The Baer norm of any group is a hereditarily permutable subgroup: every subgroup of it is permutable in the whole group.

### Statement with symbols

Suppose $G$ is a group and $B$ is the Baer norm of $G$: $B$ is the intersection of Normalizer (?)s of all the subgroups of $G$. Then, $B$ is a hereditarily permutable subgroup. In other words, if $A$ is a subgroup of $B$, and $L$ is a subgroup of $G$, then $A$ and $L$ permute: $AL = LA$.

## Definitions used

### Baer norm

Further information: Baer norm

The Baer norm of a group is defined as the intersection of normalizers of all its subgroups.
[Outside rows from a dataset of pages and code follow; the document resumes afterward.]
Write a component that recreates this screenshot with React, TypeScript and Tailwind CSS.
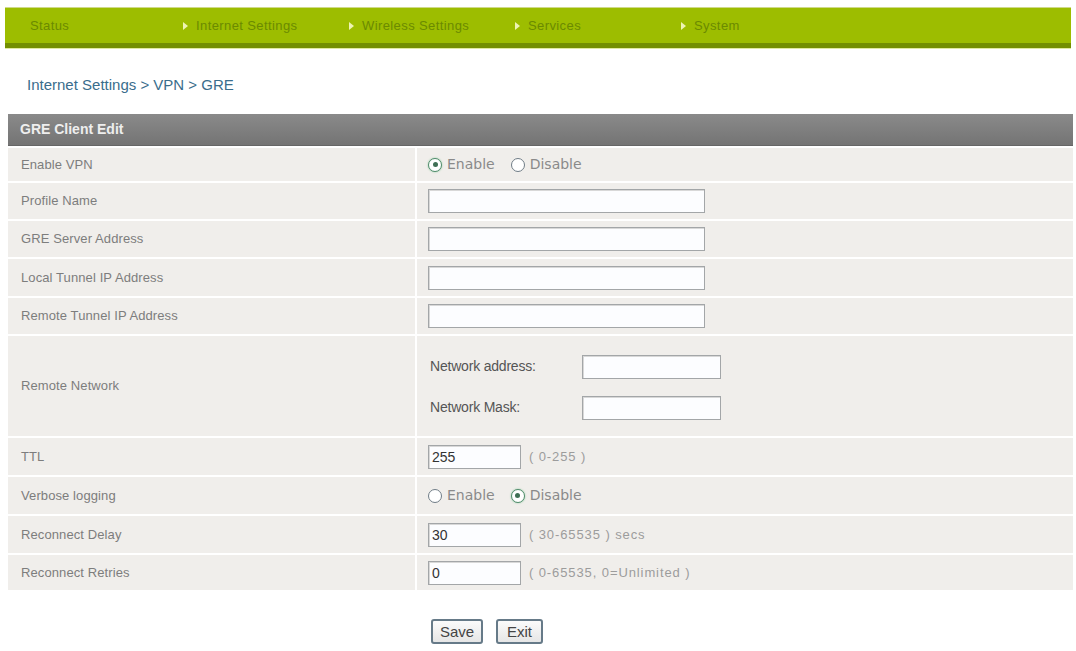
import React from 'react';

const navItems = ['Status', 'Internet Settings', 'Wireless Settings', 'Services', 'System'];

const Radio = ({ checked, label }: { checked: boolean; label: string }) => (
  <label className="flex items-center">
    <span
      className={`flex h-[14px] w-[14px] items-center justify-center rounded-full border-[1.5px] bg-white ${
        checked ? 'border-[#4f8a6a] shadow-[0_0_2px_#8fc7a0]' : 'border-[#6f7c86]'
      }`}
    >
      {checked && <span className="h-[5px] w-[5px] rounded-full bg-[#3f6f55]" />}
    </span>
    <span className="ml-[5px] font-['DejaVu_Sans',sans-serif] text-[14px] text-[#8a8a8a]">{label}</span>
  </label>
);

const TextBox = ({ value = '', w = 'w-[277px]' }: { value?: string; w?: string }) => (
  <input
    readOnly
    value={value}
    className={`${w} h-[24px] border border-[#a3a6a8] bg-[#fcfdff] px-[3px] text-[14px] text-[#333] shadow-[inset_1px_1px_0_#d8d8d8] outline-none`}
  />
);

const Row = ({ label, h, children }: { label: string; h: string; children: React.ReactNode }) => (
  <div className={`flex gap-[2px] ${h}`}>
    <div className="flex w-[407px] items-center bg-[#f0eeeb] pl-[13px] text-[13px] tracking-[0.1px] text-[#7d7d7d]">{label}</div>
    <div className="flex flex-1 items-center bg-[#f0eeeb] pl-[11px]">{children}</div>
  </div>
);

const Hint = ({ children }: { children: React.ReactNode }) => (
  <span className="ml-[8px] text-[13px] tracking-[0.9px] text-[#9c9c9c]">{children}</span>
);

export default function App() {
  return (
    <div className="min-h-screen w-[1076px] bg-white pt-[7px] font-['Liberation_Sans',Arial,sans-serif]">
      {/* top nav */}
      <div className="mx-[5px] flex h-[41px] items-center border-t border-[#cfd98a] border-b-[5px] border-b-[#738f00] bg-[#9dbd00] pl-[12px] shadow-[0_1px_0_#dfe9a0]">
        {navItems.map((item, i) => (
          <div key={item} className="flex w-[166px] items-center">
            <span
              className={`mr-[8px] h-0 w-0 border-y-[4px] border-l-[5px] border-y-transparent ${
                i === 0 ? 'border-l-transparent' : 'border-l-[#eef4b4]'
              }`}
            />
            <span className="text-[13px] tracking-[0.4px] text-[#6b8a00]">{item}</span>
          </div>
        ))}
      </div>

      {/* breadcrumb */}
      <div className="mt-[28px] pl-[27px] text-[15px] leading-[18px] text-[#3a6d8c]">Internet Settings &gt; VPN &gt; GRE</div>

      {/* form table */}
      <div className="ml-[8px] mr-[3px] mt-[20px] flex flex-col gap-[2px]">
        <div className="flex h-[32px] items-center border-b border-[#666] bg-gradient-to-b from-[#8a8a8a] to-[#747474] pl-[12px] text-[14px] font-bold text-[#eeeeee]">
          GRE Client Edit
        </div>
        <Row label="Enable VPN" h="h-[33px]">
          <div className="flex items-center gap-[16px]">
            <Radio checked label="Enable" />
            <Radio checked={false} label="Disable" />
          </div>
        </Row>
        <Row label="Profile Name" h="h-[36px]">
          <TextBox />
        </Row>
        <Row label="GRE Server Address" h="h-[36px]">
          <TextBox />
        </Row>
        <Row label="Local Tunnel IP Address" h="h-[37px]">
          <TextBox />
        </Row>
        <Row label="Remote Tunnel IP Address" h="h-[36px]">
          <TextBox />
        </Row>
        <Row label="Remote Network" h="h-[100px]">
          <div className="flex flex-col gap-[17px] pl-[2px] pt-[2px]">
            <div className="flex items-center">
              <span className="w-[152px] text-[14px] tracking-[-0.2px] text-[#555]">Network address:</span>
              <TextBox w="w-[139px]" />
            </div>
            <div className="flex items-center">
              <span className="w-[152px] text-[14px] tracking-[-0.2px] text-[#555]">Network Mask:</span>
              <TextBox w="w-[139px]" />
            </div>
          </div>
        </Row>
        <Row label="TTL" h="h-[37px]">
          <TextBox value="255" w="w-[93px]" />
          <Hint>( 0-255 )</Hint>
        </Row>
        <Row label="Verbose logging" h="h-[37px]">
          <div className="flex items-center gap-[16px]">
            <Radio checked={false} label="Enable" />
            <Radio checked label="Disable" />
          </div>
        </Row>
        <Row label="Reconnect Delay" h="h-[37px]">
          <TextBox value="30" w="w-[93px]" />
          <Hint>( 30-65535 ) secs</Hint>
        </Row>
        <Row label="Reconnect Retries" h="h-[35px]">
          <TextBox value="0" w="w-[93px]" />
          <Hint>( 0-65535, 0=Unlimited )</Hint>
        </Row>
      </div>

      {/* buttons */}
      <div className="mt-[29px] flex gap-[13px] pl-[431px]">
        <button className="h-[25px] w-[52px] rounded-[3px] border-2 border-[#667a88] bg-gradient-to-b from-[#fbfbfb] to-[#e6e6e6] text-[15px] text-[#444]">
          Save
        </button>
        <button className="h-[25px] w-[47px] rounded-[3px] border-2 border-[#667a88] bg-gradient-to-b from-[#fbfbfb] to-[#e6e6e6] text-[15px] text-[#444]">
          Exit
        </button>
      </div>
    </div>
  );
}
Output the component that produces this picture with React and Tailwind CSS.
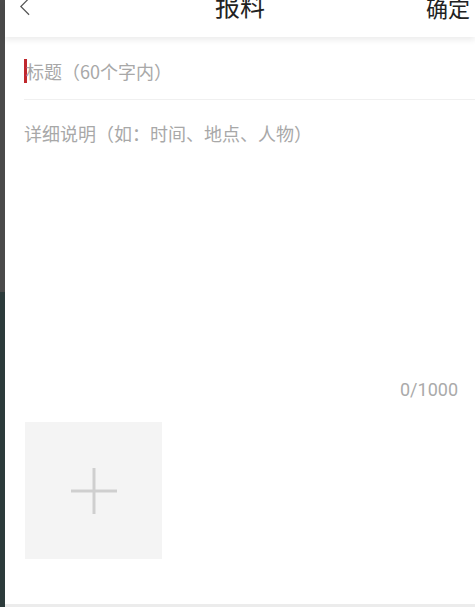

In symbols, for a group $G$, the Baer norm $B(G)$ is given by:

$B(G) = \bigcap_{H \le G} N_G(H)$.

### Hereditarily permutable subgroup

Further information: Hereditarily permutable subgroup

A subgroup $H \le G$ is termed hereditarily permutable if for every subgroup $K \le H$ and every subgroup $L \le G$, $KL = LK$, i.e., $K$ and $L$ are permuting subgroups.

## Related facts

• Baer norm not is hereditarily normal: The Baer norm of a group need not be hereditarily normal: it may have subgroups that are not normal in the whole group.
• Baer norm is Dedekind: Every subgroup of the Baer norm is normal inside the Baer norm (though, as pointed above, it need not be normal in the whole group).

## Proof

Given: A group $G$ with Baer norm $B$. A subgroup $A \le B$ and a subgroup $L \le G$.

To prove: $AL = LA$.

Proof:

1. $A \le N_G(L)$: Since $B$ is the intersection of normalizers of all subgroups of $G$, $B \le N_G(L)$. In particular, since $A \le B$, we have $A \le N_G(L)$.
2. $AL = LA$: Since $A \le N_G(L)$, we have $aL = La$ for all $a \in A$. Thus, $AL$, which is defined as the union of the $aL, a \in A$, must equal $LA$, which is defined as the union of the $La, a \in A$.